O que acontece é que o corpo punk traz em si a transgressão ao atuar no filme em formas sensoriais projetadas por uma câmera subjetiva que reage ao movimento. O que diferencia o filme do Zeed e o da Dick, para mim, é justamente essa diferença na reflexão do corpo, porque o corpo punk pode passar por atos violentos, ações sexuais transgressivas, excessos de fluidos (de todos os tipos) e nudez, ou o inverso disso, mas partindo do pressuposto de um desconforto no corpo através da figura andrógina performática.

Beautiful People de David Worjnarowicz (1987) é o registro punk mais sincero que assisti até agora. Não que não exista sinceridade nos filmes citados acima, pelo contrário, mas David exibe a coragem de ser. Enquanto os personagens de Anger, Dick e Zeed estão “presos” no caos e na dor, Beautiful People te coloca no momento mais banal do cotidiano do ser: se arrumar para sair. Enquanto fazemos saídas que nos levam a destinos dos mais variados, David coloca um personagem que tem as cores como destino.

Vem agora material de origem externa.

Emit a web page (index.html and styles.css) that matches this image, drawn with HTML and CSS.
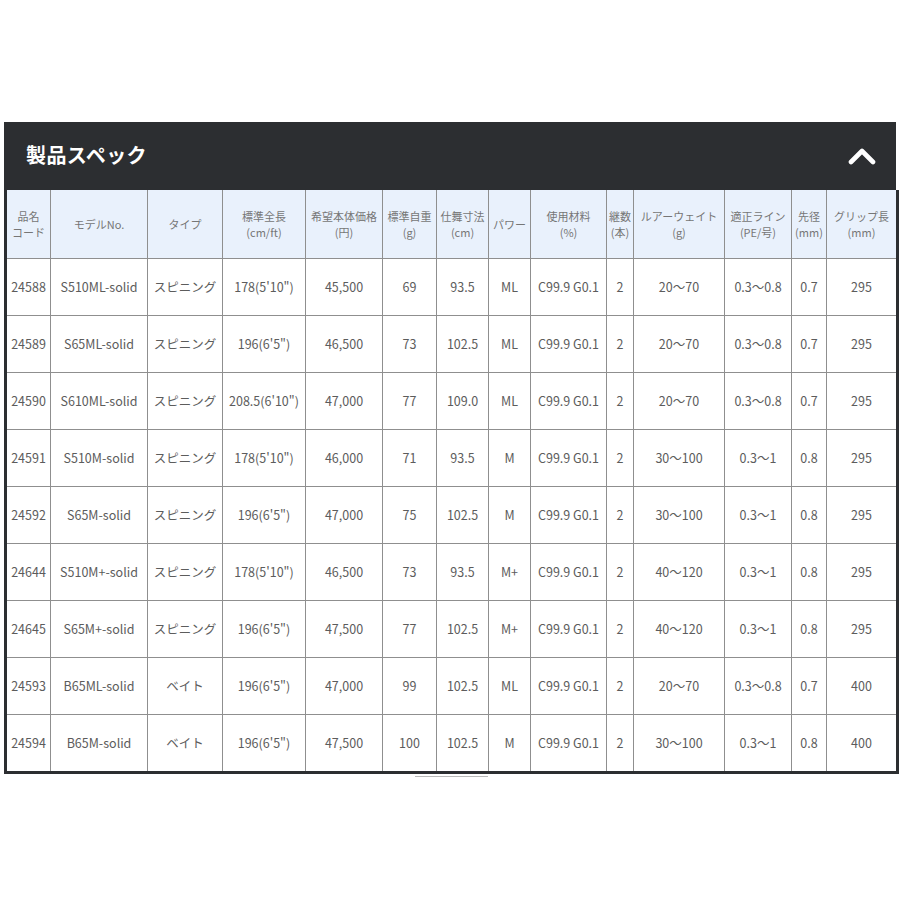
FILE: index.html
```html
<!DOCTYPE html>
<html lang="ja">
<head>
<meta charset="utf-8">
<title>製品スペック</title>
<link rel="stylesheet" href="styles.css">
</head>
<body>
<section class="spec">
  <div class="spec-head">
    <h2 class="spec-title">製品スペック</h2>
    <svg class="chev" width="30" height="18" viewBox="0 0 30 18"><polyline points="4,15 15,4 26,15" fill="none" stroke="#fff" stroke-width="4.6" stroke-linecap="round" stroke-linejoin="round"/></svg>
  </div>
  <table class="spec-table">
    <colgroup>
      <col class="w1"><col class="w2"><col class="w3"><col class="w4"><col class="w5"><col class="w6"><col class="w7"><col class="w8"><col class="w9"><col class="w10"><col class="w11"><col class="w12"><col class="w13"><col class="w14">
    </colgroup>
    <thead>
      <tr>
        <th>品名<br>コード</th>
        <th>モデルNo.</th>
        <th>タイプ</th>
        <th>標準全長<br>(cm/ft)</th>
        <th>希望本体価格<br>(円)</th>
        <th>標準自重<br>(g)</th>
        <th>仕舞寸法<br>(cm)</th>
        <th>パワー</th>
        <th>使用材料<br>(%)</th>
        <th>継数<br>(本)</th>
        <th>ルアーウェイト<br>(g)</th>
        <th>適正ライン<br>(PE/号)</th>
        <th>先径<br>(mm)</th>
        <th>グリップ長<br>(mm)</th>
      </tr>
    </thead>
    <tbody>
      <tr><td>24588</td><td>S510ML-solid</td><td>スピニング</td><td>178(5'10")</td><td>45,500</td><td>69</td><td>93.5</td><td>ML</td><td>C99.9 G0.1</td><td>2</td><td>20～70</td><td>0.3～0.8</td><td>0.7</td><td>295</td></tr>
      <tr><td>24589</td><td>S65ML-solid</td><td>スピニング</td><td>196(6'5")</td><td>46,500</td><td>73</td><td>102.5</td><td>ML</td><td>C99.9 G0.1</td><td>2</td><td>20～70</td><td>0.3～0.8</td><td>0.7</td><td>295</td></tr>
      <tr><td>24590</td><td>S610ML-solid</td><td>スピニング</td><td>208.5(6'10")</td><td>47,000</td><td>77</td><td>109.0</td><td>ML</td><td>C99.9 G0.1</td><td>2</td><td>20～70</td><td>0.3～0.8</td><td>0.7</td><td>295</td></tr>
      <tr><td>24591</td><td>S510M-solid</td><td>スピニング</td><td>178(5'10")</td><td>46,000</td><td>71</td><td>93.5</td><td>M</td><td>C99.9 G0.1</td><td>2</td><td>30～100</td><td>0.3～1</td><td>0.8</td><td>295</td></tr>
      <tr><td>24592</td><td>S65M-solid</td><td>スピニング</td><td>196(6'5")</td><td>47,000</td><td>75</td><td>102.5</td><td>M</td><td>C99.9 G0.1</td><td>2</td><td>30～100</td><td>0.3～1</td><td>0.8</td><td>295</td></tr>
      <tr><td>24644</td><td>S510M+-solid</td><td>スピニング</td><td>178(5'10")</td><td>46,500</td><td>73</td><td>93.5</td><td>M+</td><td>C99.9 G0.1</td><td>2</td><td>40～120</td><td>0.3～1</td><td>0.8</td><td>295</td></tr>
      <tr><td>24645</td><td>S65M+-solid</td><td>スピニング</td><td>196(6'5")</td><td>47,500</td><td>77</td><td>102.5</td><td>M+</td><td>C99.9 G0.1</td><td>2</td><td>40～120</td><td>0.3～1</td><td>0.8</td><td>295</td></tr>
      <tr><td>24593</td><td>B65ML-solid</td><td>ベイト</td><td>196(6'5")</td><td>47,000</td><td>99</td><td>102.5</td><td>ML</td><td>C99.9 G0.1</td><td>2</td><td>20～70</td><td>0.3～0.8</td><td>0.7</td><td>400</td></tr>
      <tr><td>24594</td><td>B65M-solid</td><td>ベイト</td><td>196(6'5")</td><td>47,500</td><td>100</td><td>102.5</td><td>M</td><td>C99.9 G0.1</td><td>2</td><td>30～100</td><td>0.3～1</td><td>0.8</td><td>400</td></tr>
    </tbody>
  </table>
  <div class="scroll-track"><div class="scroll-thumb"></div></div>
</section>
</body>
</html>
```

FILE: styles.css
```css
html, body {
  margin: 0;
  padding: 0;
  background: #fff;
}
body {
  font-family: "Noto Sans CJK JP", "Noto Sans", sans-serif;
  color: #555;
}
.spec {
  width: 892px;
  margin: 122px 0 0 4px;
}
.spec-head {
  height: 68px;
  background: #2c2e31;
  display: flex;
  align-items: center;
  justify-content: space-between;
  padding: 0 19px 3px 22px;
  box-sizing: border-box;
}
.spec-title {
  margin: 0;
  color: #fff;
  font-size: 20px;
  font-weight: 700;
  letter-spacing: 0.4px;
}
.chev {
  display: block;
  margin-top: 2px;
}
.spec-table {
  width: 892px;
  table-layout: fixed;
  border-collapse: collapse;
  border-left: 3px solid #2c2e31;
  border-right: 3px solid #2c2e31;
  border-bottom: 3px solid #2c2e31;
}
.w1 { width: 45px; }
.w2 { width: 97px; }
.w3 { width: 75px; }
.w4 { width: 83px; }
.w5 { width: 77px; }
.w6 { width: 54px; }
.w7 { width: 52px; }
.w8 { width: 42px; }
.w9 { width: 76px; }
.w10 { width: 27px; }
.w11 { width: 91px; }
.w12 { width: 67px; }
.w13 { width: 35px; }
.w14 { width: 71px; }
.spec-table th,
.spec-table td {
  border: 1px solid #8f8f8f;
  text-align: center;
  padding: 0;
  white-space: nowrap;
  overflow: hidden;
}
.spec-table th {
  height: 68px;
  background: #e9f1fc;
  color: #767676;
  font-size: 11px;
  font-weight: 400;
  line-height: 16px;
  border-top: none;
}
.spec-table td {
  height: 56px;
  color: #5c5c5c;
  font-size: 12.5px;
  line-height: 18px;
}
.scroll-track {
  display: flex;
  justify-content: flex-start;
  padding-left: 411px;
  margin-top: 2px;
}
.scroll-thumb {
  width: 73px;
  height: 1px;
  background: #b8b8b8;
}
```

A película em preto e branca marca a trajetória de um “homem” que se arruma para sair, enquanto coloca um vestido, se maquia, dança… As cenas em close caminham por cada detalhe do corpo, desde os olhos até as pernas, paralelamente exibe objetos que te contam inúmeras peculiaridades daquele ser. O globo terrestre sendo colocado dentro de uma bolsa, montado em takes curtos, com poucos movimentos de câmera e um corpo que se move mecanicamente constroem um ritmo interessante para a narrativa.

O destino da personagem é o fluído, a água, e a película ganha cores, e a personagem se entrega ao lago, cada vez mais submersa, vestindo vermelho e a trilha sonora gritando caoticamente “tornando-me mulher”. O filme que segue uma narrativa linear, se diferenciando dos outros mencionados aqui, não perde em transgressão ao apresentar um corpo que se constrói, sai às ruas para dar sua cara a tapa e se encontra no final do arco-íris(?)

E tudo isso se resume em plasticidade abstrata que a imagem punk carregada, construindo significações, questões dos seres, ambientes de representação e imagem do real com os mais variados métodos de construção, uma vez que a mensagem é mais importante do que qualquer questão técnica. Ver cinema punk é olhar com foco para as distorções de imagem e som atribuídas aos elementos do real. É na mobilidade, manipulação e precariedade da imagem que se constrói grande parte das significações e sentires desse cinema, para mim. De uma forma geral é interessante ver muitos dos meus problemas distorcidos, assassinados, em um verdadeiro banho de sangue psicodélico. Um eterno ciclo de desejos, o gerar, o crescer, o viver e o morrer.